▸ **Task requirements**: Begin with the line containing "Write the Svelte 5 code for this screenshot." and end with the line containing "let link = 'https://insalestest.ru/marketplace/4251734.xml';". Give those lines again exactly, leaving out the images.

▸ **Material for the task**:

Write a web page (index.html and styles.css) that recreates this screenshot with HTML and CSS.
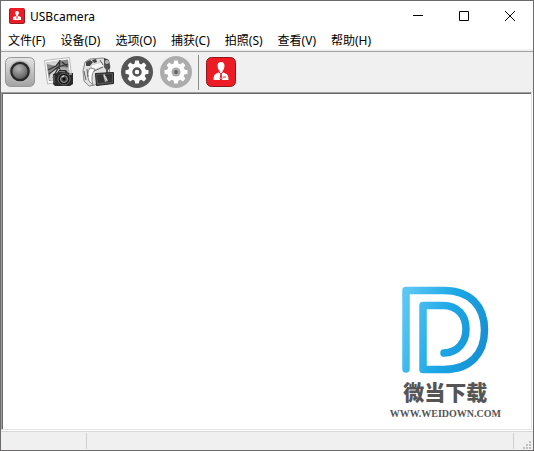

--

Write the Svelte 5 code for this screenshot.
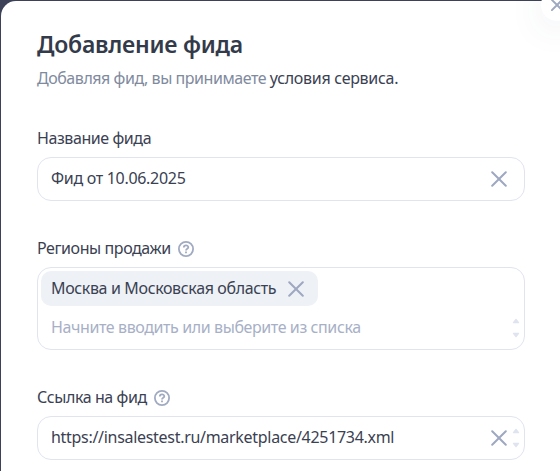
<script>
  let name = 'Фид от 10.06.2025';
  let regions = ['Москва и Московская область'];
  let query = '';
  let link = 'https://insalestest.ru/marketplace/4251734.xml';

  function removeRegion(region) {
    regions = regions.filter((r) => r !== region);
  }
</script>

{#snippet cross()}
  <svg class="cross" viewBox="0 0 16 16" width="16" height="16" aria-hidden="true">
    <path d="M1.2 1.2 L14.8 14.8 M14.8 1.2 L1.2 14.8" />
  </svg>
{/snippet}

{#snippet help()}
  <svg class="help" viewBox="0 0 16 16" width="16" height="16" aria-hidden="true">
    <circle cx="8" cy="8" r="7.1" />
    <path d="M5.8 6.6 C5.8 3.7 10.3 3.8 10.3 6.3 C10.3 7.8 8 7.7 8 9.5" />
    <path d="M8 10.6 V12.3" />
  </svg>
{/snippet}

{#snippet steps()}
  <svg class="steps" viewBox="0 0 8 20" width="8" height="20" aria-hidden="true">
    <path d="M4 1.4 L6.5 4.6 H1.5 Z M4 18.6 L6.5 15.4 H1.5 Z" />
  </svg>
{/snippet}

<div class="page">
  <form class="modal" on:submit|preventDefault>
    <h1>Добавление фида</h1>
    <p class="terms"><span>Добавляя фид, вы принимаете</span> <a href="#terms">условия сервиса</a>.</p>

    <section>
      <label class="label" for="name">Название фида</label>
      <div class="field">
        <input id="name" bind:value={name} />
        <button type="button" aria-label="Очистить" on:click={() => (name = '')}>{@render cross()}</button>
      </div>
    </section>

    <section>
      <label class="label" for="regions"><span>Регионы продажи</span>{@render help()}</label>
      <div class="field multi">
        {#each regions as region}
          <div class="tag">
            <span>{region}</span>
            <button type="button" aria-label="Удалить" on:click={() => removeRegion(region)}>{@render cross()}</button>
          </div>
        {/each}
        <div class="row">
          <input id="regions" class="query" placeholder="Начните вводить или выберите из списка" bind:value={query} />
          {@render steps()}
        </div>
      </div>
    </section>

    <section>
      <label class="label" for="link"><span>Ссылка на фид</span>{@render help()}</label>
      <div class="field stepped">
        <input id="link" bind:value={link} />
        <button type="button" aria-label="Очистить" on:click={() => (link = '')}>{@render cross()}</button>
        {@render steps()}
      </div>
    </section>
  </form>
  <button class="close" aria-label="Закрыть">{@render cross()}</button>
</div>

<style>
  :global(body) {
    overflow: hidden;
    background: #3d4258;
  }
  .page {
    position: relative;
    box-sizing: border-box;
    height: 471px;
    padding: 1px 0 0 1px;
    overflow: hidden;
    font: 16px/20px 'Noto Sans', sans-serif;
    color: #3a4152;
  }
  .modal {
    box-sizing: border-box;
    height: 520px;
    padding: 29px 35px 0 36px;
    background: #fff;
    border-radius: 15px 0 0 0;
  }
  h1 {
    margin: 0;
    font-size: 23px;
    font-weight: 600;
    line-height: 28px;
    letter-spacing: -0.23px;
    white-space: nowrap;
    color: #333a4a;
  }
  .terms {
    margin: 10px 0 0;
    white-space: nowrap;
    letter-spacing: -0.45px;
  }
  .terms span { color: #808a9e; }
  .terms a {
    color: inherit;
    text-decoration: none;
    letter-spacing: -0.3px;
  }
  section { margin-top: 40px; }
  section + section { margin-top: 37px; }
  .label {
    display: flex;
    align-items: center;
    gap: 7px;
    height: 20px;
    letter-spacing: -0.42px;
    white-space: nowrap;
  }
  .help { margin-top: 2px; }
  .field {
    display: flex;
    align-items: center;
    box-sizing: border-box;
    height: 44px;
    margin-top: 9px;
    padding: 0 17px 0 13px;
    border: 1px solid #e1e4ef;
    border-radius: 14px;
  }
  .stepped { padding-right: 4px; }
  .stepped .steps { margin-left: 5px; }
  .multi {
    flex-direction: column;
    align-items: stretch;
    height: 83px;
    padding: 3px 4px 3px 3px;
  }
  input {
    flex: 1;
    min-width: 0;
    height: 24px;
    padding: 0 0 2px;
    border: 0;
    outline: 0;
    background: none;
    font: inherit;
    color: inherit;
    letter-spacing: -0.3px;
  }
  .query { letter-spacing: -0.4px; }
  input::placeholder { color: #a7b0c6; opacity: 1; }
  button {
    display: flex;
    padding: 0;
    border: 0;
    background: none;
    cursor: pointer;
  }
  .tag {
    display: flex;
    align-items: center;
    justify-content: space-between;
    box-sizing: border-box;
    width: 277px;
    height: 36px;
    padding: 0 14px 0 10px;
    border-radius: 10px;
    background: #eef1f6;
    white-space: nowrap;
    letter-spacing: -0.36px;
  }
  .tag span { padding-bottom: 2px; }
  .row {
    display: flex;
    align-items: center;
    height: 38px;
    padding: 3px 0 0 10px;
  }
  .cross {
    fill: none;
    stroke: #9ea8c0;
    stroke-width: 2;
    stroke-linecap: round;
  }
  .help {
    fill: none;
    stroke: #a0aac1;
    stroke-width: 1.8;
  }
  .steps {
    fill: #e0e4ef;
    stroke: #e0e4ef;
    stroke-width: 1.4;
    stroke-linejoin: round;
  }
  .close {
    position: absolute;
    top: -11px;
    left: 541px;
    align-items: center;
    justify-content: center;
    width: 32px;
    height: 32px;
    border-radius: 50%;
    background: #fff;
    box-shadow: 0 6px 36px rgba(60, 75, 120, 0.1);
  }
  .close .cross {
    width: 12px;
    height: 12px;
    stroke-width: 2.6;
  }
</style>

▸ **Result**:
Write the Svelte 5 code for this screenshot.
<script>
  let name = 'Фид от 10.06.2025';
  let regions = ['Москва и Московская область'];
  let query = '';
  let link = 'https://insalestest.ru/marketplace/4251734.xml';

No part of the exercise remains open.